We can choose every core for VM except for the cores correspond to Core 0 on both NUMA nodes. edit /etc/default/grub.cfg file and add parameters to the GRUB_CMDLINE_LINUX line:
GRUB_CMDLINE_LINUX="isolcpus=1-9,11-19,21-29,31-39 nohz_full=1-9,11-19,21-29,31-39 rcu_nocbs=1-9,11-19,21-29,31-39"
Simply, isolcpus
is to isolate the masked CPUs from the scheduler, nohz_full
is not to let them receive timer ticks and rcu_nocbs
is used to no schedule RCU on the CPUs.
Note:
Even with nohz_full
set, you might see some interrupt counts are still increasing on isolated cores.
After correctly editting the grub file, apply the change to the grub.cfg by running:
#grub2-mkconfig -o /boot/grub2/grub.cfg
Reboot the system and check the grub command line with cat /proc/cmdline
.
Above step is for host and guest both.
IRQBalance
the irqbalance is a linux daemon that distributes interrupts across CPUs in your system.
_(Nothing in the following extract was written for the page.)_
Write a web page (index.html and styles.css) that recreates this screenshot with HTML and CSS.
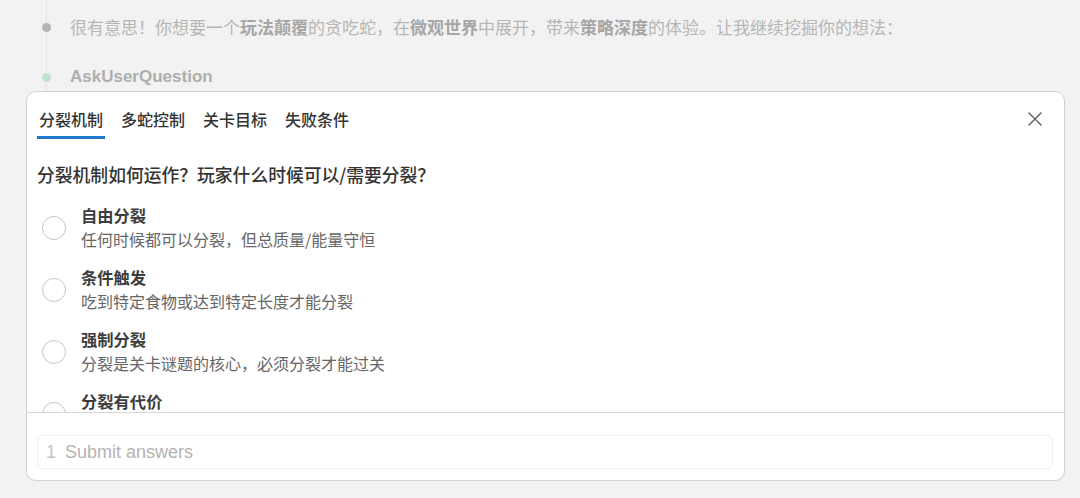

Most of linux distributions enable irqbalance by default and it is recommended not to disable it without a very good reason because it causes all the interrupts handled by CPU0. The problem is that irqbalance might not avoid IRQs on the isolated cores. There is a IRQBALANCE_BANNED_CPUS
parameter to prevent it or you can manually assign IRQs to specific cores after disabling irqbalance daemon.
Note:
from RHEL7.2, automatically reads isolcpus
parameter and avoids it. You had better check documents for the other linux distributions. By the way, IRQBALANCE_BANNED_CPUS
might not work.
vCPU Pool
We can define which physical CPUs can be used for instance vCPU. On each compute node, open /etc/nova/nova,conf
and append following parameter with the range of cores:
vcpu_pin_set=1-9,11-19,21-29,31-39
Once the change have been made, restart the nova-compute
service.
Overcommitment
OpenStack allows overcommiting CPU and RAM by default. Overcommitment increases the number of instances you can run, but reduces instance performance. It is obvious that it be beneficial for efficiency if performance is not a big deal. In this post, however, we shouldn’t let it happen since our purpose is to keep our CPUs safe from others. By default, overcommitment of resources as follows:
- vCPU : 16 x physical cores
- vMemory : 1.5 x physical memories
Edit /etc/nova/nova.conf
on each compute node again and set cpu_allocation_ratio
and memory_allocation_ratio
to 1.0
. Restarting the service is also required.
CPU Pinning Policies
If we don’t specify any information about CPU in flavor. By default, instance vCPUs aren’t bound to particular pCPUs but they will float across pCPU like any other process. To pin vCPUs, CPU policies should be set to flavor extra-spec or image properties.
hw:cpu_policy=dedicated hw:cpu_threads_policy=prefer
vCPU can be bound to pCPU with dedicated
, and prefer(default)
is for non-HT and HT both. Allocating vCPUs on thread siblings is possible with that.
Note:
1.Even if all the pinned instances respect the policy, unpinned instances don’t. They can use CPUs pinned instances have. Host aggregates should be used to isolate them completely.
2.cpu_threads_policy=isolate
is to use one thread sibling only on each core like non-hyperthreading system.
Measure CPU Utilization of Isolated Cores
top
There are still possibilies our isolated, we believe, resources can be stolen. It can be host OS, Other instances, or guest OS. Remember that our goal is to use the core for dedicated workloads only not general purpose. One of the easiest way to check if it’s being used by others is monitoring top
command.
%st
field is a steal time, which is the percentage of time a vCPU waits for pCPU while the hypervisor is serving another vCPU from others or host itself. It might not be observed now depends on current workloads. Anyway, isolation has’t been done well if the time is being stolen.
Interrupts
On host and guest both, /proc/interrupts
is useful to see which interrupts are assigned to the isolated cores.